Zhou et al. (open source) do an interesting experiment on mindfulness and brain network control:
Significance
Practicing mindfulness helps individuals regulate attention, thoughts, feelings, and behavior. In recognizing these benefits, various schools, workplaces, and clinics are increasingly teaching mindfulness. How does mindful attention change brain function to support self-regulation? Addressing this question could inform how we teach mindfulness and whom we expect to benefit. We modeled the defining components of mindful experience using tools that probe the structure and function of the brain’s network. In a randomized controlled study of alcohol consumption, we found that a brain network’s dynamic shape predicts individuals’ future alcohol consumption and explains otherwise elusive components of mindful experience, such as being present. Our results provide new understanding of how mindful attention affects brain function.Abstract
Mindful attention is characterized by acknowledging the present experience as a transient mental event. Early stages of mindfulness practice may require greater neural effort for later efficiency. Early effort may self-regulate behavior and focalize the present, but this understanding lacks a computational explanation. Here we used network control theory as a model of how external control inputs—operationalizing effort—distribute changes in neural activity evoked during mindful attention across the white matter network.

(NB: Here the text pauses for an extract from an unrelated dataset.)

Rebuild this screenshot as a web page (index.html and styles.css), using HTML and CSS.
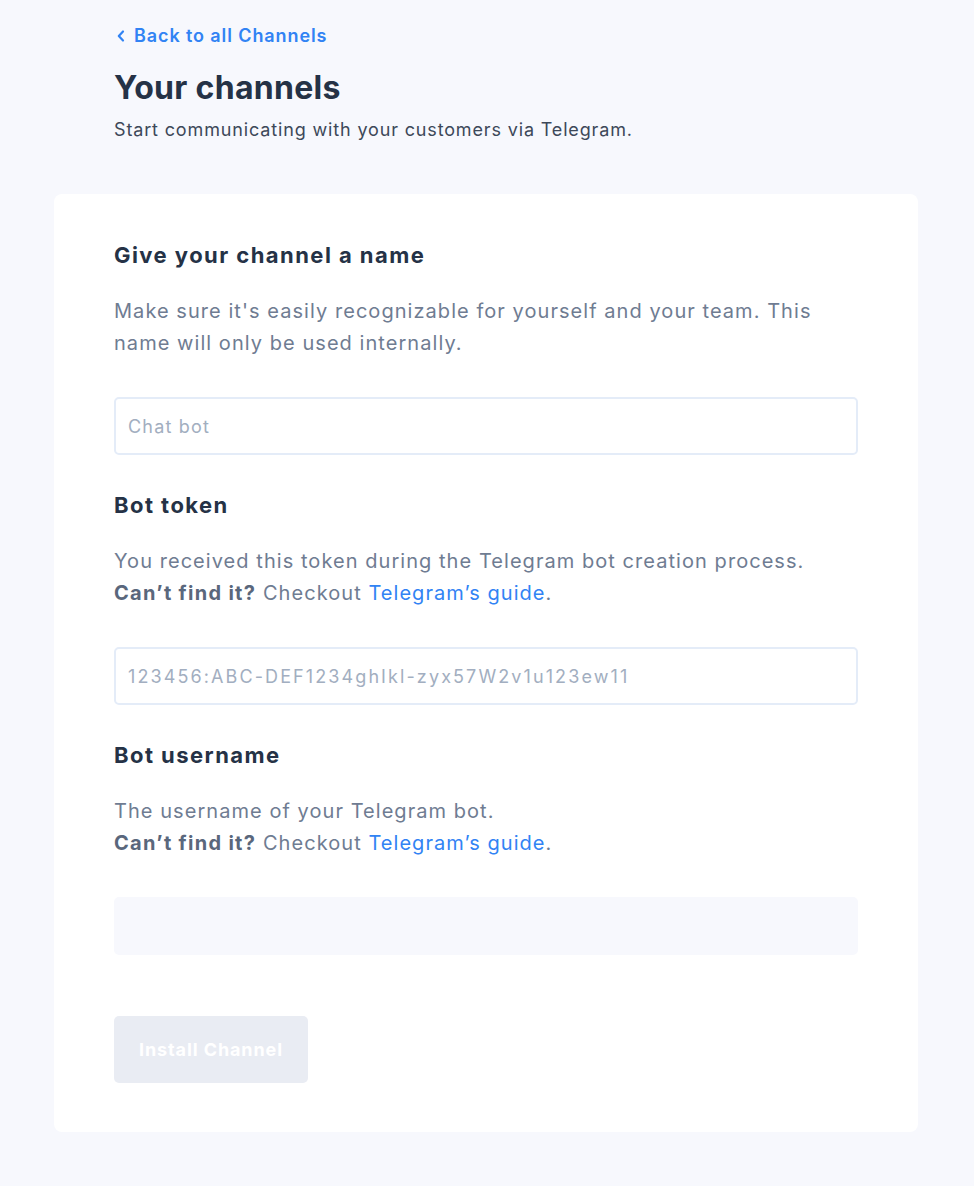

We hypothesized that individuals with greater network controllability, thereby efficiently distributing control inputs, effectively self-regulate behavior. We further hypothesized that brain regions that utilize greater control input exhibit shorter intrinsic timescales of neural activity. Shorter timescales characterize quickly discontinuing past processing to focalize the present. We tested these hypotheses in a randomized controlled study that primed participants to either mindfully respond or naturally react to alcohol cues during fMRI and administered text reminders and measurements of alcohol consumption during 4 wk postscan. We found that participants with greater network controllability moderated alcohol consumption. Mindful regulation of alcohol cues, compared to one’s own natural reactions, reduced craving, but craving did not differ from the baseline group. Mindful regulation of alcohol cues, compared to the natural reactions of the baseline group, involved more-effortful control of neural dynamics across cognitive control and attention subnetworks. This effort persisted in the natural reactions of the mindful group compared to the baseline group. More-effortful neural states had shorter timescales than less effortful states, offering an explanation for how mindful attention promotes being present.